Big Brother is watching you again – der Kreis schließt sich
Denn das quotenträchtige Geschäft mit dem ‚wahren Leben‘ im Fernsehen ist noch lange nicht am Ende – im Gegenteil: es erlebt derzeit eine Renaissance. Seit Mitte September hat der Sender sixx mit Big Brother sogar wieder die ‚Mutter‘ aller Reality TV-Shows im Programm. Das Format aus den Niederlanden läutete im Jahr 2000 im deutschen Fernsehen die große Welle des Reality TV ein. Doch vor allem die Gewohnheiten der jüngeren Zuschauerinnen und Zuschauer haben sich inzwischen verändert. Beim kontrovers diskutierten Start der ersten Big Brother-Staffel standen noch ethische Fragen zur Debatte: Ist es menschenwürdig, mit Fernsehkameras derart kompromisslos in die Privatsund Intimsphäre des Einzelnen einzugreifen und zu unterhaltenden Zwecken zur Schau zu stellen? 15 Jahre später ist der öffentliche Diskurs diesbezüglich weitestgehend verstummt.
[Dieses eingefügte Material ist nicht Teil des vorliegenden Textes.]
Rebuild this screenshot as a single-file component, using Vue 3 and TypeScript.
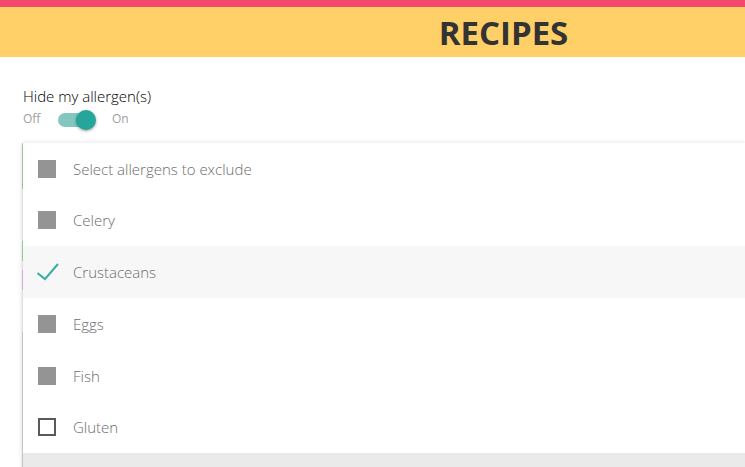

Soziale Netzwerke im Internet haben Einzug in die Wohn- und Kinderzimmer gehalten und mit ihnen ist es für viele Kinder und Jugendliche selbstverständlich geworden, das eigene Privatleben einer (Teil-)Öffentlichkeit zu präsentieren und auch bewusst zu inszenieren. Dementsprechend seltener wird auch im Fernsehen der Authentizitätsgrad von dargestellter Realität überprüft. Das Comeback von Big Brother gibt Eltern und pädagogischen Fachkräften Gelegenheit, mit Heranwachsenden endlich mal wieder etwas genauer hinzuschauen.